Records with interface code
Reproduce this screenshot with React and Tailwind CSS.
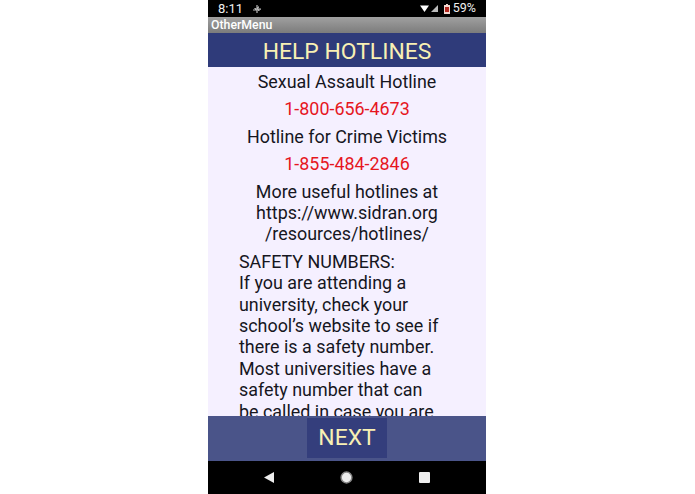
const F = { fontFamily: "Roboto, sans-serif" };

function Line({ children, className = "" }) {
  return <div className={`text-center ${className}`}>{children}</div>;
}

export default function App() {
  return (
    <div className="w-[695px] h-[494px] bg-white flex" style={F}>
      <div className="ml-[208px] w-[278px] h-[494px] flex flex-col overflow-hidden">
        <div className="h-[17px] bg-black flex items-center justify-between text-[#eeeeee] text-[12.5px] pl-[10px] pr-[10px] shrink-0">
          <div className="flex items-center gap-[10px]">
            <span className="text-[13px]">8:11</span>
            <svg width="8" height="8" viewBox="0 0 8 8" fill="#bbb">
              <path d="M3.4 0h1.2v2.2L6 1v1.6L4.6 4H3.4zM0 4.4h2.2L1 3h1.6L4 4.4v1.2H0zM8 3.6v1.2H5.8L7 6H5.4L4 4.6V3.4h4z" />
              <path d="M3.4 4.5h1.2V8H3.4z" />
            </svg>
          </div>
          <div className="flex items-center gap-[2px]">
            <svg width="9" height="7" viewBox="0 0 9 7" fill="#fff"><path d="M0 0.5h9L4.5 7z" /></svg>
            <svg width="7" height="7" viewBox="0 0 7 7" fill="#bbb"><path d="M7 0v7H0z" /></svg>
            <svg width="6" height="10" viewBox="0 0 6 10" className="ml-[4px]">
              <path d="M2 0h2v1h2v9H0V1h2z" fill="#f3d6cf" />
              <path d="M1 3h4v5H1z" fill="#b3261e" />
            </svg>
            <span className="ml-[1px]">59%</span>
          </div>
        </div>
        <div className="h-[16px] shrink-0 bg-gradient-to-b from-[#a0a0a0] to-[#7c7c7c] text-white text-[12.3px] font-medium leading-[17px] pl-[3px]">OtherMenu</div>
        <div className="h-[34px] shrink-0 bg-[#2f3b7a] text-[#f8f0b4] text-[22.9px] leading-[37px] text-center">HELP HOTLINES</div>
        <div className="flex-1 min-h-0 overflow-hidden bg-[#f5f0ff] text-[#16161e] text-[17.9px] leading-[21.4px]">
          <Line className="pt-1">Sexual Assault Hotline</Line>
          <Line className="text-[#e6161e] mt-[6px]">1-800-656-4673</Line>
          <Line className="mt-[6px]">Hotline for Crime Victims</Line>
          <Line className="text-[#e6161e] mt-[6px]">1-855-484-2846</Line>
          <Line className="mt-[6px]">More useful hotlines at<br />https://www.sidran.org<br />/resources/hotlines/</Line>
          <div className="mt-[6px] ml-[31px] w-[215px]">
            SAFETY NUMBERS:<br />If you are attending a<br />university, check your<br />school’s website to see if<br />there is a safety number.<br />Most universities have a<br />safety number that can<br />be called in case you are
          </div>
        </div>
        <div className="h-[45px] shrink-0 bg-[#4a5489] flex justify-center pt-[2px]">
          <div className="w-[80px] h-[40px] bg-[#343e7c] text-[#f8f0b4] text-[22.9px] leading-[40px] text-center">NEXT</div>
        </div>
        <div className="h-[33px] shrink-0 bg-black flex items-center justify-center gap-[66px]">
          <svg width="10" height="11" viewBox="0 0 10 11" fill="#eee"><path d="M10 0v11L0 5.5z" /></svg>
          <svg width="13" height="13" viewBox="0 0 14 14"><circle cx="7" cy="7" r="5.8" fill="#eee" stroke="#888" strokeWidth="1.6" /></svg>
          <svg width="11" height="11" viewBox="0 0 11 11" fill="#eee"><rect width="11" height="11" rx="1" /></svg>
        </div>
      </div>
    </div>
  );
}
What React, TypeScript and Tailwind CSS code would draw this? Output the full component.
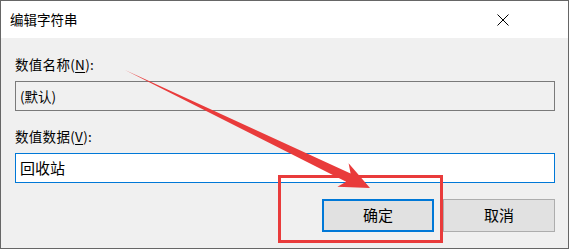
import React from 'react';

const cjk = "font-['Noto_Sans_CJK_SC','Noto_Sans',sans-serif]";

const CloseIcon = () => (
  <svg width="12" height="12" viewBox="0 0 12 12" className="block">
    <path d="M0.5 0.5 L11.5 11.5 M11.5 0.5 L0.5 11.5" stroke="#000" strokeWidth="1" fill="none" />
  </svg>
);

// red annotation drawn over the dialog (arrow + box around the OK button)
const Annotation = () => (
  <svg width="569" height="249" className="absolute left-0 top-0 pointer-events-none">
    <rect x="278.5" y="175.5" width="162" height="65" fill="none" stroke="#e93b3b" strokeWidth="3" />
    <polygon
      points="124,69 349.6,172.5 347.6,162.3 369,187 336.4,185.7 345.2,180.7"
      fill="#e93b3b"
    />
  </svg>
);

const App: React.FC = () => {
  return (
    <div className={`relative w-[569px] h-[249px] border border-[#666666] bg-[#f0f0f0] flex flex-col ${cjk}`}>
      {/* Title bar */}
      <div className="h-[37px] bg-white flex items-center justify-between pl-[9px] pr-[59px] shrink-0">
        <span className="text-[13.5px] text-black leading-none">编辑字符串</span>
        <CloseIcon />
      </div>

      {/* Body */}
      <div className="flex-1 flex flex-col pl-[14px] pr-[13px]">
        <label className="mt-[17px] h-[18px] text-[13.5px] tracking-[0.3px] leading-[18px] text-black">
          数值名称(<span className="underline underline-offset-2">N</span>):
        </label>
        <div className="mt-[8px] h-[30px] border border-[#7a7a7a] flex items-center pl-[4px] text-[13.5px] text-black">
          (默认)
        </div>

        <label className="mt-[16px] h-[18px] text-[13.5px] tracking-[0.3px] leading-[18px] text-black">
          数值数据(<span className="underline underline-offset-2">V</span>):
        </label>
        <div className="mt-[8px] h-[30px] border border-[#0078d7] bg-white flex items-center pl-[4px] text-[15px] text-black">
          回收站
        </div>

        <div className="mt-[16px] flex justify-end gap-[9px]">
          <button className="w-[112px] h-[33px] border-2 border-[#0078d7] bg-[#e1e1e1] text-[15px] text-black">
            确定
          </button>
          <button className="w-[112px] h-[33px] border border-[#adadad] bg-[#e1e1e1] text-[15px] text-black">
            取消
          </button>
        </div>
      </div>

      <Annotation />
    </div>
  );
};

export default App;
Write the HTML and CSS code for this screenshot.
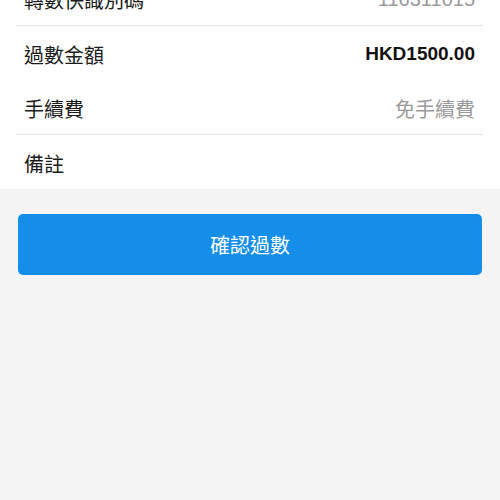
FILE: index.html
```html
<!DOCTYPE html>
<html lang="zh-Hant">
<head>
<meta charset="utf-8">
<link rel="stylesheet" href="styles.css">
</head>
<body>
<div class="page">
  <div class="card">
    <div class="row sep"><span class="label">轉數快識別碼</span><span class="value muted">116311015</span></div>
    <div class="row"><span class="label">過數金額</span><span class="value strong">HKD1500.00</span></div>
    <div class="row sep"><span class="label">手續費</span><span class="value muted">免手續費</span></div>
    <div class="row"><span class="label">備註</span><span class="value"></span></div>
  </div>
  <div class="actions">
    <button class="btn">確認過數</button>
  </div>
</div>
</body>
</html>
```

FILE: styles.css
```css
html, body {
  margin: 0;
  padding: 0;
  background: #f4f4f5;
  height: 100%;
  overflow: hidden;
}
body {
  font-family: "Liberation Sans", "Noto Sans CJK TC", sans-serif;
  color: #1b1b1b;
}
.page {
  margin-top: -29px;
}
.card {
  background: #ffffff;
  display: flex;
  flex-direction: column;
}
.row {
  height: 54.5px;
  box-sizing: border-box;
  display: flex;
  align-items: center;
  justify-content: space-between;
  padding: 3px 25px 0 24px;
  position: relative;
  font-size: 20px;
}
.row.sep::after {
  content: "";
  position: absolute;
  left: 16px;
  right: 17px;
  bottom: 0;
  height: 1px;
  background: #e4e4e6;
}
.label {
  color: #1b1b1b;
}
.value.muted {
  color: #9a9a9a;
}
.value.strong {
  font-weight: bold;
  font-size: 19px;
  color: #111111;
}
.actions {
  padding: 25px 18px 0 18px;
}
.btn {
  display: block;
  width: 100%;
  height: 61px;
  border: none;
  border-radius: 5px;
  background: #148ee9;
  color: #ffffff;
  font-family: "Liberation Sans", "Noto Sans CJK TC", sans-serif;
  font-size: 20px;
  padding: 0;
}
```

TASK STATEMENT:
Exactly the lines from the one with "Write the HTML" through the end of the records should be written out, and only those. Pictures do not belong in the copy.

COMPLETE OUTPUT:
Write the HTML and CSS code for this screenshot.
FILE: index.html
```html
<!DOCTYPE html>
<html lang="zh-Hant">
<head>
<meta charset="utf-8">
<link rel="stylesheet" href="styles.css">
</head>
<body>
<div class="page">
  <div class="card">
    <div class="row sep"><span class="label">轉數快識別碼</span><span class="value muted">116311015</span></div>
    <div class="row"><span class="label">過數金額</span><span class="value strong">HKD1500.00</span></div>
    <div class="row sep"><span class="label">手續費</span><span class="value muted">免手續費</span></div>
    <div class="row"><span class="label">備註</span><span class="value"></span></div>
  </div>
  <div class="actions">
    <button class="btn">確認過數</button>
  </div>
</div>
</body>
</html>
```

FILE: styles.css
```css
html, body {
  margin: 0;
  padding: 0;
  background: #f4f4f5;
  height: 100%;
  overflow: hidden;
}
body {
  font-family: "Liberation Sans", "Noto Sans CJK TC", sans-serif;
  color: #1b1b1b;
}
.page {
  margin-top: -29px;
}
.card {
  background: #ffffff;
  display: flex;
  flex-direction: column;
}
.row {
  height: 54.5px;
  box-sizing: border-box;
  display: flex;
  align-items: center;
  justify-content: space-between;
  padding: 3px 25px 0 24px;
  position: relative;
  font-size: 20px;
}
.row.sep::after {
  content: "";
  position: absolute;
  left: 16px;
  right: 17px;
  bottom: 0;
  height: 1px;
  background: #e4e4e6;
}
.label {
  color: #1b1b1b;
}
.value.muted {
  color: #9a9a9a;
}
.value.strong {
  font-weight: bold;
  font-size: 19px;
  color: #111111;
}
.actions {
  padding: 25px 18px 0 18px;
}
.btn {
  display: block;
  width: 100%;
  height: 61px;
  border: none;
  border-radius: 5px;
  background: #148ee9;
  color: #ffffff;
  font-family: "Liberation Sans", "Noto Sans CJK TC", sans-serif;
  font-size: 20px;
  padding: 0;
}
```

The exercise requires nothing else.